Tag Archives: flu

I Don’t Have Covid [Any More]

I have now largely recovered from having the Omicron version of Covid. It wasn’t a mild experience for me. I’m 52 and have no underlying health problems but my symptoms were unpleasant and lasted a full two weeks. It was a proper flu. I don’t know why I had it so strongly when plenty of people much older than I had it more mildly. But that’s how Covid-19 works – it kills some, and others don’t even know they have it because their symptoms are so mild.

I feel that having Covid has made my migraines worse. I’ve had more than usual lately, four or five since becoming ill. That was horrible. So much pain. Also, the anxiety was always there: will it get worse? How bad will it get? When will it end? The Alpha and Delta versions of Covid were known to seem to get better after about a week to ten days and then suddenly get a lot worse, leading to those poor souls having to go into intensive care. This doesn’t generally happen with the Omicron version but I was still worried that I might prove the exception. I didn’t though.

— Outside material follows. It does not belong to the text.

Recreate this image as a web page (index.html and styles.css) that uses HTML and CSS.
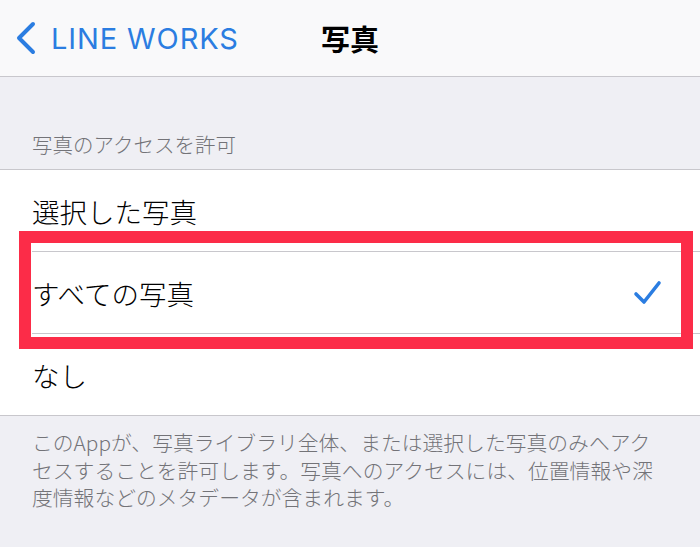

I’m now coughing up the last bits from my chest, it’s my only remaining symptom two-and-a-half weeks after first becoming infected. I strain to clear my throat but I’m on the up. It’s slowly leaving my system and I feel relieved that I will now have natural immunity (on top of my waned and largely ineffective three vaccinations). I believe my natural immunity will be more fulsome, more multifaceted, than vaccine induced immunity and will last much longer.

Here’s to a brighter future?

Life Post Pandemic

Well, actually I don’t think there will be a true “post pandemic” in the near future, possibly ever. There will only be a “living with the pandemic” which, back in the day, was what we used to call “normal life.” I think from now on there will only be a new normal life.

Covid-19 was created in October/November 2019 in the cruel wet markets of the Chinese town of Wuhan, and it is with us forever now. It can’t be undone. In the future it will keep mutating and some of those mutations may be deadly, some mild. There’s not a lot we can do about this, although we can continuously create different vaccines to protect ourselves like we already do with the ‘normal’ flu.

So this is how I think life with Covid will be for us humans from now on:

During the peaks, the sensible ones will squirrel themselves away and spend time at home, if necessary taking the children out of school. And during the troughs we will come out to party, take holidays, drink in pubs, go to the cinemas, enjoy cultural events, and group mixing. Without Government intervention this is probably what will happen, although I fear the majority of people under 30 will take no notice whatsoever and do everything as they usually did, pre-pandemic. It will take them the most time to adjust. Us oldies will watch out for ourselves and our loved ones and try to keep the generation which still thinks of itself as invulnerable and carefree, safe.

I don’t think it’s right that the Government of this glorious liberal democracy that is the UK, lawfully make citizens obliged to do this and that, and not do this and that, with regards Covid. As a country we will need to do what we can to protect the underfunded NHS and vulnerable people in care homes, but we shouldn’t be dictating to the general population what it must do.

Covid is a gift for China of course because it’s the perfect excuse for the dictator Xi Jinping to further control the people he doesn’t like under the guise of lockdowns and “quarantine centres.” For China, the Dark Age has already arrived – the people live in a prison they can’t see. But for us in the West where we enjoy freedom, decision-making, and self-expression, we’re going to have to act a little more responsibly from now on in this New Normal of Covid, keeping ourselves safe – with moderate Government intervention where sensible and prudent.

Flu Jab and Covid-19

I had my flub jab yesterday.
I had Covid-19 nearly six months ago.

Up until now, I’ve felt that I’m more rarely experiencing flare ups of the breathlessness that characterised my Covid-19. In the weeks after I first had it, I was almost permanently slightly breathless, and always coughing, especially in air conditioned environments, such as supermarkets. I then started to have breathless periods less frequently, maybe only about once per week, but it never entirely went away. I feel now as if the flu jab has triggered a flare up. I don’t have to gasp for breath after every word or two as I did in April, but I notice I’m having to pant if I walk briskly around the house, and I only feel that I have relaxed breathing when I sit still for a while. I have that very slight, irritating cough again, as if I’m breathing air conditioned air. There is also a hint of the familiar tight band around my chest and a sensation of cotton wool within the lungs. It’s all so… continuing… and frustrating… and… boring to have it all the time. I don’t want to always be feeling a little bit unwell, which is how having Covid-19 has left me. I’m never quite at full strength, even after nearly six months. I would LOVE to know whether I’m immune to the disease or not, but currently there’s no way of knowing. The likelihood is that Covid-19, similar to other coronaviruses, and can recur multiple times in the same person, possibly within the same year. Luckily, I know I don’t have the actual disease again because I’m required to get tested every two weeks due to volunteering for an NHS Trust and being in contact with patients. But… SIGH. Sometimes Covid-19 is a bit depressing. It just drags on and on and on.